Roasted Celeriac and Potato Veloute
Way back in the 90’s there was a food trend that swept through American restaurants. It seemed all the cool restaurants were combining celeriac with potatoes to create a zesty puree! I also jumped in and joined the craze during my culinary training years in New England. I even brought the concept with me to Switzerland and the first restaurant I worked at in Zürich. And I promptly received the dreaded Swiss reaction loosely translated to, ‘that’s special,’ which is polite code to say something sucks.
But I’m not giving up and I think it’s time to bring this flavor profile back to life – only this time in the form of a soup!
Late winter and early spring is an interesting and challenging time for fresh food. Winter roots have sat in storage for several months and seem…well…rather tired. Early season spring offerings are limited and usually under-developed or come from a land far away. The weather is also challenging at times for those living further distances from the equator. The chilly winter air often battles the occasional warm spring vibe for supremacy. Of course, spring will ultimately win the war, but there are those days in between when a warm soup is necessary…a soup exactly like this simple roasted celeriac-potato veloute!
Yield: 6-8 servings
- 1 kg. (2 pounds) fresh celeriac
- juice of 1/2 lemon
- 3 tablespoons extra-virgin olive oil
- 1 onion, finely chopped
- 3 bay leaves
- 2 cloves garlic, finely chopped or grated
- 1 celery stalk, chopped fine
- sea salt to season
- 3 starchy potatoes, peeled and cubed
- 1 teaspoon potato starch
- 2 liters (2 quarts) vegetable broth or water
- 1 tablespoon sherry wine vinegar
- chopped chives or chervil to garnish
- Preheat the oven to 210°C (about 425°F)
- Peel the celeriac, then chop into 2-cm (about 1-inch) cubes. Place all the cubes in a large bowl and add the lemon juice along with 1 tablespoon of extra virgin olive oil. Season with a bit of salt, then place everything on a baking sheet lined with some baking paper. Roast for 20-24 minutes, until the cubes are soft and beginning to turn color on their edges. Reserve.

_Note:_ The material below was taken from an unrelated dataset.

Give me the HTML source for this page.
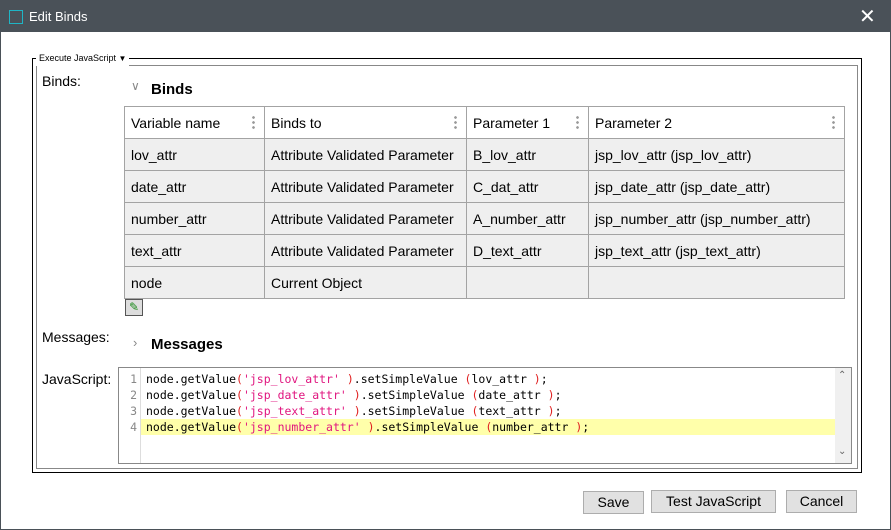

- While the celeriac is roasting, go ahead and get a large pot ready by heating it over medium heat. Once it is hot, add the onions with a pinch of sea salt, stir well and allow the onions to gently soften in their own juices. This will take about 10 minutes and you may need to add a touch of water periodically to prevent the onions from sticking. It is best to prevent the onions from caramelizing.
- Once the onions are soft, go ahead and add the bay leaves, garlic, celery stalk and a touch more seasoning. Cook for about 10 minutes to allow the celery to soften with the onions and seasoning.
- Add the cubed potatoes with the remaining 2 tablespoons of extra virgin olive oil. Stir well to combine, then add the starch and mix just to combine. Add the reserved roasted celeriac (keep a bit to garnish the soup) and the vegetable broth or water. Mix well.
- Cover the pot, turn up the temperature to bring the soup to a boil, then immediately reduce the heat and remove the cover. Simmer the soup for 20-25 minutes. It is done when you can easily smash a piece of potato against the surface.
- Remove the soup from the heat and puree. You can use a hand blender for pureeing or a normal blender. If using a normal blender, just be sure to work in batches. I also like to strain the soup well once it is pureed – this lends a certain classy feel to the soup.
- Season with the sherry wine vinegar and any salt you think is necessary. Serve garnished with some roasted celeriac, chopped chives and chopped chervil. Enjoy warm, room temperature or cold. The soup will keep in the refrigerator for 5 days in case you make too much.
Jack’s Fresh Tip
Here are some tips on the ingredients you need: The celeriac can come in two bits if you can’t find a large one. Just make sure the total weight is a bit more than 1 kg. (2 pounds) if you use more than one root. The celery stalk is just one large piece of celery – not the entire bunch. You can use something other than potato starch – tapioca or plain flour would be the best alternatives. If you don’t have a vegetable broth on hand, then just use water. I like to avoid the instant vegetable cubes because they are too strong in salt and other chemicals – this will be noticeable as the soup cooks down. Try to use a sherry wine vinegar if possible – there is just something magical about the flavor when it is mixed with celery. You can use red wine vinegar if you don’t have any sherry wine vinegar.